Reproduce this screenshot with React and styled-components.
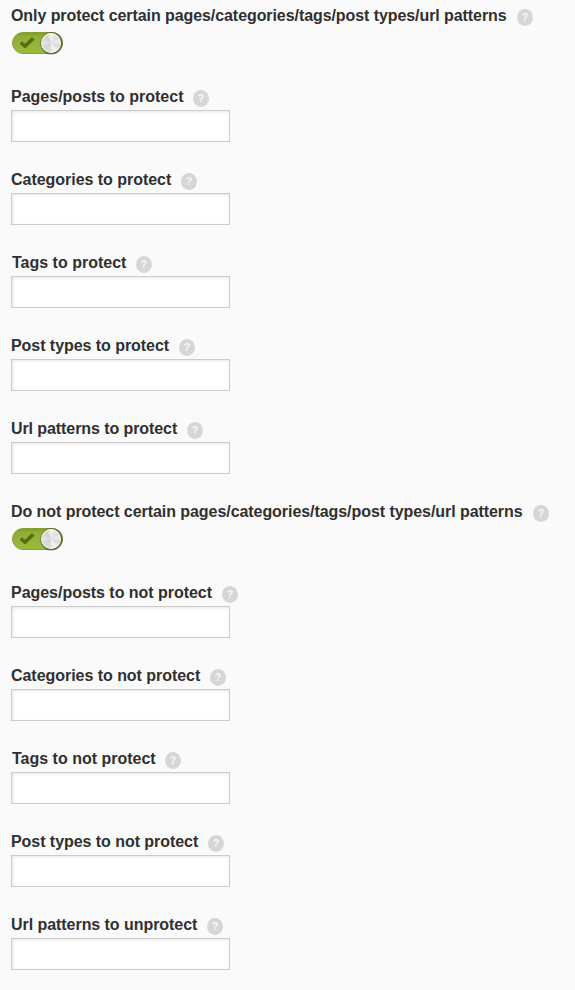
import React from "react";
import styled, { createGlobalStyle } from "styled-components";

const GlobalStyle = createGlobalStyle`
  * { box-sizing: border-box; }
  body { margin: 0; background: #fafafa; font-family: "Liberation Sans", Arial, sans-serif; }
`;
const Form = styled.main`
  height: 990px;
  padding: 6px 11px 0;
  overflow: hidden;
  background: #fafafa;
`;
const Setting = styled.section`
  height: ${(p) => (p.$toggle ? 81 : 83)}px;
`;
const Header = styled.div`
  display: flex;
  align-items: flex-start;
  height: ${(p) => (p.$toggle ? 25 : 23)}px;
`;
const Label = styled.label`
  flex: none;
  width: ${(p) => p.$width}px;
  padding-left: ${(p) => p.$indent || 0}px;
  letter-spacing: ${(p) => p.$tracking || 0}px;
  font-size: 16px;
  font-weight: 700;
  line-height: 20px;
  white-space: nowrap;
  color: #303030;
`;
const Help = styled.span`
  flex: none;
  width: 16px;
  height: 17px;
  margin-top: 3px;
  border-radius: 50%;
  background: #d5d6d7;
  color: #f8f8f8;
  font-size: 10.5px;
  font-weight: 700;
  line-height: 17px;
  text-align: center;
`;
const Field = styled.input`
  display: block;
  width: 219px;
  height: 32px;
  border: 1px solid #ccc;
  background: #fff;
  box-shadow: inset 1px 1px 3px rgba(0, 0, 0, 0.1);
  outline: 0;
`;
const Switch = styled.svg`
  display: block;
`;
const KnobFace = styled.div`
  width: 20px;
  height: 20px;
  border-radius: 50%;
  box-shadow: inset 0 0 1px 1px rgba(255, 255, 255, 0.65);
  background: conic-gradient(
    #f2f2f2, #dedede 40deg, #ededed 75deg, #dadada 110deg, #e6e6e6 135deg, #f5f5f5 155deg,
    #dcdcdc 190deg, #d2d2d2 225deg, #e2e2e2 270deg, #d8d8d8 300deg, #cecece 325deg, #f2f2f2 360deg
  );
`;

function Toggle() {
  return (
    <Switch width="54" height="27" viewBox="0 0 54 27">
      <defs>
        <linearGradient id="track" x2="0" y2="1">
          <stop stopColor="#809d2b" />
          <stop offset=".2" stopColor="#91ae35" />
          <stop offset="1" stopColor="#9dba3e" />
        </linearGradient>
      </defs>
      <rect x="1.5" y="1.5" width="50" height="21" rx="10.5" fill="url(#track)" stroke="#86a034" />
      <path d="M9.8 11.6l4.2 3.7 8.2-7.8" fill="none" stroke="#536e12" strokeWidth="3.5" strokeLinejoin="round" />
      <ellipse cx="40" cy="13.3" rx="10.8" ry="10.8" fill="#000" opacity=".18" />
      <circle cx="40.6" cy="12" r="11.1" fill="#5b6f29" />
      <foreignObject x="30" y="2" width="20" height="20"><KnobFace /></foreignObject>
    </Switch>
  );
}

const groups = [
  {
    title: { text: "Only protect certain pages/categories/tags/post types/url patterns", width: 506, tracking: -0.076 },
    fields: [
      { text: "Pages/posts to protect", width: 182 },
      { text: "Categories to protect", width: 170, tracking: -0.03 },
      { text: "Tags to protect", width: 125, indent: 1 },
      { text: "Post types to protect", width: 168, tracking: -0.05 },
      { text: "Url patterns to protect", width: 176, tracking: -0.08 },
    ],
  },
  {
    title: { text: "Do not protect certain pages/categories/tags/post types/url patterns", width: 522, tracking: -0.06 },
    fields: [
      { text: "Pages/posts to not protect", width: 211, tracking: -0.03 },
      { text: "Categories to not protect", width: 199, tracking: -0.04 },
      { text: "Tags to not protect", width: 154, indent: 1 },
      { text: "Post types to not protect", width: 197, tracking: -0.05 },
      { text: "Url patterns to unprotect", width: 196, tracking: -0.05 },
    ],
  },
];

function SettingHeader({ item, toggle }) {
  return (
    <Header $toggle={toggle}>
      <Label $width={item.width} $indent={item.indent} $tracking={item.tracking}>{item.text}</Label>
      <Help>?</Help>
    </Header>
  );
}

export default function App() {
  return (
    <Form>
      <GlobalStyle />
      {groups.map(({ title, fields }) => (
        <React.Fragment key={title.text}>
          <Setting $toggle>
            <SettingHeader item={title} toggle />
            <Toggle />
          </Setting>
          {fields.map((item) => (
            <Setting key={item.text}>
              <SettingHeader item={item} />
              <Field aria-label={item.text} />
            </Setting>
          ))}
        </React.Fragment>
      ))}
    </Form>
  );
}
++++++++++++++++++++
Locate all lines holding the word "styled", then copy them out.

- Reply
Reproduce this screenshot with React and styled-components.
import styled, { createGlobalStyle } from "styled-components";
const Form = styled.main`
const Setting = styled.section`
const Header = styled.div`
const Label = styled.label`
const Help = styled.span`
const Field = styled.input`
const Switch = styled.svg`
const KnobFace = styled.div`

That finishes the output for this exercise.